# TASK DIRECTIONS
Return each line of the data below exactly, omitting any pictures.

# DATA EXCERPT
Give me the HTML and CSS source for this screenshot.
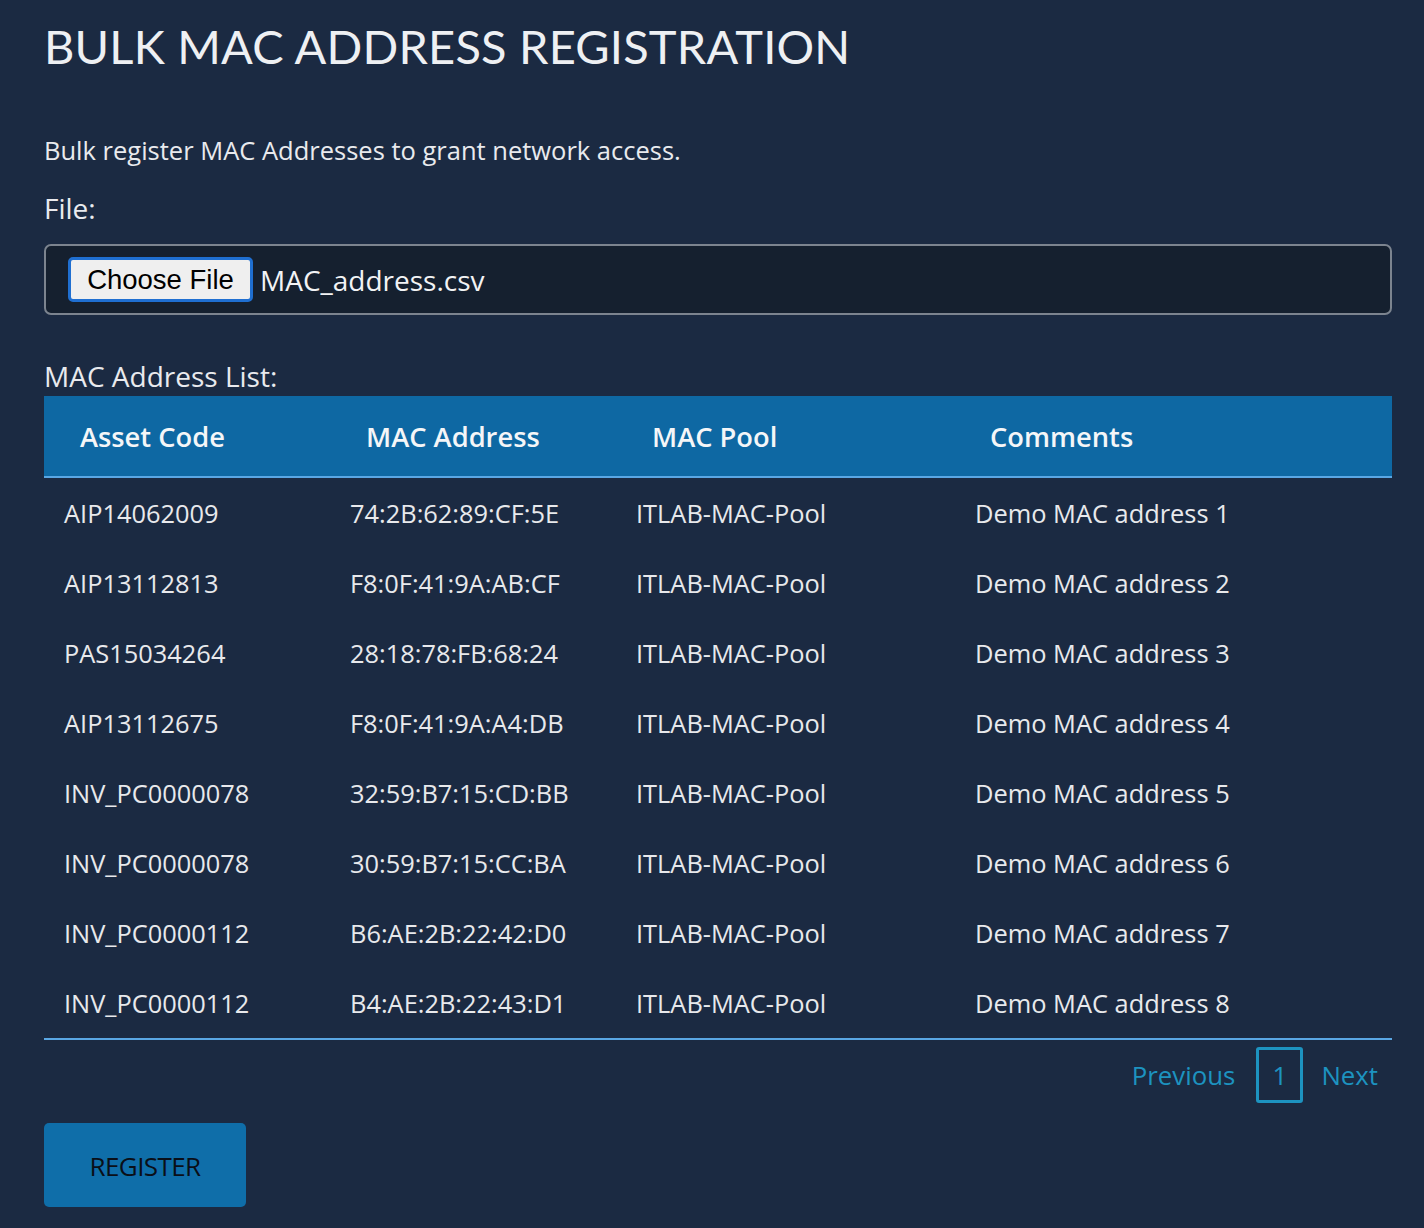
FILE: index.html
```html
<!DOCTYPE html>
<html lang="en">
<head>
<meta charset="utf-8">
<title>Bulk MAC Address Registration</title>
<link rel="stylesheet" href="styles.css">
</head>
<body>
<main class="page">
  <h1 class="title">BULK MAC ADDRESS REGISTRATION</h1>
  <p class="intro">Bulk register MAC Addresses to grant network access.</p>
  <label class="label">File:</label>
  <div class="file-box">
    <span class="file-btn">Choose File</span>
    <span class="file-name">MAC_address.csv</span>
  </div>
  <div class="label list-label">MAC Address List:</div>
  <table class="mac-table">
    <colgroup>
      <col class="c1"><col class="c2"><col class="c3"><col class="c4">
    </colgroup>
    <thead>
      <tr><th>Asset Code</th><th>MAC Address</th><th>MAC Pool</th><th>Comments</th></tr>
    </thead>
    <tbody>
      <tr><td>AIP14062009</td><td>74:2B:62:89:CF:5E</td><td>ITLAB-MAC-Pool</td><td>Demo MAC address 1</td></tr>
      <tr><td>AIP13112813</td><td>F8:0F:41:9A:AB:CF</td><td>ITLAB-MAC-Pool</td><td>Demo MAC address 2</td></tr>
      <tr><td>PAS15034264</td><td>28:18:78:FB:68:24</td><td>ITLAB-MAC-Pool</td><td>Demo MAC address 3</td></tr>
      <tr><td>AIP13112675</td><td>F8:0F:41:9A:A4:DB</td><td>ITLAB-MAC-Pool</td><td>Demo MAC address 4</td></tr>
      <tr><td>INV_PC0000078</td><td>32:59:B7:15:CD:BB</td><td>ITLAB-MAC-Pool</td><td>Demo MAC address 5</td></tr>
      <tr><td>INV_PC0000078</td><td>30:59:B7:15:CC:BA</td><td>ITLAB-MAC-Pool</td><td>Demo MAC address 6</td></tr>
      <tr><td>INV_PC0000112</td><td>B6:AE:2B:22:42:D0</td><td>ITLAB-MAC-Pool</td><td>Demo MAC address 7</td></tr>
      <tr><td>INV_PC0000112</td><td>B4:AE:2B:22:43:D1</td><td>ITLAB-MAC-Pool</td><td>Demo MAC address 8</td></tr>
    </tbody>
  </table>
  <nav class="pager">
    <a class="pager-link">Previous</a>
    <span class="pager-page">1</span>
    <a class="pager-link">Next</a>
  </nav>
  <button class="register">REGISTER</button>
</main>
</body>
</html>
```

FILE: styles.css
```css
html, body {
  margin: 0;
  padding: 0;
  background: #1b2a42;
}
body {
  font-family: "Open Sans", "Noto Sans", sans-serif;
  color: #e9eaee;
}
.page {
  padding: 14px 32px 20px 44px;
  display: flex;
  flex-direction: column;
  align-items: flex-start;
}
.title {
  font-family: Lato, "Open Sans", sans-serif;
  font-weight: 400;
  font-size: 47px;
  line-height: 64px;
  margin: 0;
  color: #eef0f3;
  letter-spacing: 0.2px;
}
.intro {
  font-size: 25.5px;
  line-height: 34px;
  margin: 55px 0 0 0;
}
.label {
  font-size: 28px;
  line-height: 34px;
  display: block;
}
.intro + .label { margin-top: 24px; }
.file-box {
  align-self: stretch;
  margin-top: 19px;
  height: 67px;
  border: 2px solid #7c848f;
  border-radius: 7px;
  background: #15202f;
  display: flex;
  align-items: center;
  padding-left: 22px;
  gap: 7px;
}
.file-btn {
  font-family: "Liberation Sans", Arial, sans-serif;
  font-size: 27.5px;
  color: #000;
  background: #efefef;
  border: 3px solid #1f6fd1;
  border-radius: 5px;
  height: 45px;
  box-sizing: border-box;
  width: 185px;
  display: flex;
  align-items: center;
  justify-content: center;
}
.file-name {
  font-size: 28px;
  color: #f2f3f5;
}
.list-label { margin-top: 44px; }
.mac-table {
  align-self: stretch;
  margin-top: 3px;
  border-collapse: collapse;
  table-layout: fixed;
  width: 100%;
  border-bottom: 2px solid #5aa7e4;
}
.c1 { width: 286px; }
.c2 { width: 286px; }
.c3 { width: 339px; }
.mac-table th {
  background: #0e68a3;
  color: #f4f6f8;
  font-weight: 600;
  font-size: 27.3px;
  text-align: left;
  height: 80px;
  padding: 0 0 0 36px;
  border-bottom: 2px solid #5aa7e4;
}
.mac-table td {
  font-size: 25.4px;
  height: 70px;
  padding: 0 0 0 20px;
  color: #e8e9ec;
}
.mac-table th:nth-child(4) { padding-left: 35px; }
.pager {
  align-self: flex-end;
  display: flex;
  align-items: center;
  margin-top: 7px;
  margin-right: 14px;
}
.pager-link {
  color: #1d93c0;
  font-size: 25.8px;
}
.pager-page {
  color: #1d93c0;
  font-size: 25.8px;
  width: 47px;
  height: 56px;
  box-sizing: border-box;
  border: 3px solid #1d93c0;
  border-radius: 3px;
  display: flex;
  align-items: center;
  justify-content: center;
  margin: 0 18px 0 21px;
}
.register {
  margin-top: 20px;
  width: 202px;
  height: 84px;
  border: none;
  border-radius: 5px;
  background: #0f6ea9;
  color: #0a0f18;
  font-family: "Open Sans", "Noto Sans", sans-serif;
  font-size: 26px;
  letter-spacing: -0.6px;
  padding: 2px 0 0 0;
}
```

# RESPONSE BELOW
Give me the HTML and CSS source for this screenshot.
FILE: index.html
```html
<!DOCTYPE html>
<html lang="en">
<head>
<meta charset="utf-8">
<title>Bulk MAC Address Registration</title>
<link rel="stylesheet" href="styles.css">
</head>
<body>
<main class="page">
  <h1 class="title">BULK MAC ADDRESS REGISTRATION</h1>
  <p class="intro">Bulk register MAC Addresses to grant network access.</p>
  <label class="label">File:</label>
  <div class="file-box">
    <span class="file-btn">Choose File</span>
    <span class="file-name">MAC_address.csv</span>
  </div>
  <div class="label list-label">MAC Address List:</div>
  <table class="mac-table">
    <colgroup>
      <col class="c1"><col class="c2"><col class="c3"><col class="c4">
    </colgroup>
    <thead>
      <tr><th>Asset Code</th><th>MAC Address</th><th>MAC Pool</th><th>Comments</th></tr>
    </thead>
    <tbody>
      <tr><td>AIP14062009</td><td>74:2B:62:89:CF:5E</td><td>ITLAB-MAC-Pool</td><td>Demo MAC address 1</td></tr>
      <tr><td>AIP13112813</td><td>F8:0F:41:9A:AB:CF</td><td>ITLAB-MAC-Pool</td><td>Demo MAC address 2</td></tr>
      <tr><td>PAS15034264</td><td>28:18:78:FB:68:24</td><td>ITLAB-MAC-Pool</td><td>Demo MAC address 3</td></tr>
      <tr><td>AIP13112675</td><td>F8:0F:41:9A:A4:DB</td><td>ITLAB-MAC-Pool</td><td>Demo MAC address 4</td></tr>
      <tr><td>INV_PC0000078</td><td>32:59:B7:15:CD:BB</td><td>ITLAB-MAC-Pool</td><td>Demo MAC address 5</td></tr>
      <tr><td>INV_PC0000078</td><td>30:59:B7:15:CC:BA</td><td>ITLAB-MAC-Pool</td><td>Demo MAC address 6</td></tr>
      <tr><td>INV_PC0000112</td><td>B6:AE:2B:22:42:D0</td><td>ITLAB-MAC-Pool</td><td>Demo MAC address 7</td></tr>
      <tr><td>INV_PC0000112</td><td>B4:AE:2B:22:43:D1</td><td>ITLAB-MAC-Pool</td><td>Demo MAC address 8</td></tr>
    </tbody>
  </table>
  <nav class="pager">
    <a class="pager-link">Previous</a>
    <span class="pager-page">1</span>
    <a class="pager-link">Next</a>
  </nav>
  <button class="register">REGISTER</button>
</main>
</body>
</html>
```

FILE: styles.css
```css
html, body {
  margin: 0;
  padding: 0;
  background: #1b2a42;
}
body {
  font-family: "Open Sans", "Noto Sans", sans-serif;
  color: #e9eaee;
}
.page {
  padding: 14px 32px 20px 44px;
  display: flex;
  flex-direction: column;
  align-items: flex-start;
}
.title {
  font-family: Lato, "Open Sans", sans-serif;
  font-weight: 400;
  font-size: 47px;
  line-height: 64px;
  margin: 0;
  color: #eef0f3;
  letter-spacing: 0.2px;
}
.intro {
  font-size: 25.5px;
  line-height: 34px;
  margin: 55px 0 0 0;
}
.label {
  font-size: 28px;
  line-height: 34px;
  display: block;
}
.intro + .label { margin-top: 24px; }
.file-box {
  align-self: stretch;
  margin-top: 19px;
  height: 67px;
  border: 2px solid #7c848f;
  border-radius: 7px;
  background: #15202f;
  display: flex;
  align-items: center;
  padding-left: 22px;
  gap: 7px;
}
.file-btn {
  font-family: "Liberation Sans", Arial, sans-serif;
  font-size: 27.5px;
  color: #000;
  background: #efefef;
  border: 3px solid #1f6fd1;
  border-radius: 5px;
  height: 45px;
  box-sizing: border-box;
  width: 185px;
  display: flex;
  align-items: center;
  justify-content: center;
}
.file-name {
  font-size: 28px;
  color: #f2f3f5;
}
.list-label { margin-top: 44px; }
.mac-table {
  align-self: stretch;
  margin-top: 3px;
  border-collapse: collapse;
  table-layout: fixed;
  width: 100%;
  border-bottom: 2px solid #5aa7e4;
}
.c1 { width: 286px; }
.c2 { width: 286px; }
.c3 { width: 339px; }
.mac-table th {
  background: #0e68a3;
  color: #f4f6f8;
  font-weight: 600;
  font-size: 27.3px;
  text-align: left;
  height: 80px;
  padding: 0 0 0 36px;
  border-bottom: 2px solid #5aa7e4;
}
.mac-table td {
  font-size: 25.4px;
  height: 70px;
  padding: 0 0 0 20px;
  color: #e8e9ec;
}
.mac-table th:nth-child(4) { padding-left: 35px; }
.pager {
  align-self: flex-end;
  display: flex;
  align-items: center;
  margin-top: 7px;
  margin-right: 14px;
}
.pager-link {
  color: #1d93c0;
  font-size: 25.8px;
}
.pager-page {
  color: #1d93c0;
  font-size: 25.8px;
  width: 47px;
  height: 56px;
  box-sizing: border-box;
  border: 3px solid #1d93c0;
  border-radius: 3px;
  display: flex;
  align-items: center;
  justify-content: center;
  margin: 0 18px 0 21px;
}
.register {
  margin-top: 20px;
  width: 202px;
  height: 84px;
  border: none;
  border-radius: 5px;
  background: #0f6ea9;
  color: #0a0f18;
  font-family: "Open Sans", "Noto Sans", sans-serif;
  font-size: 26px;
  letter-spacing: -0.6px;
  padding: 2px 0 0 0;
}
```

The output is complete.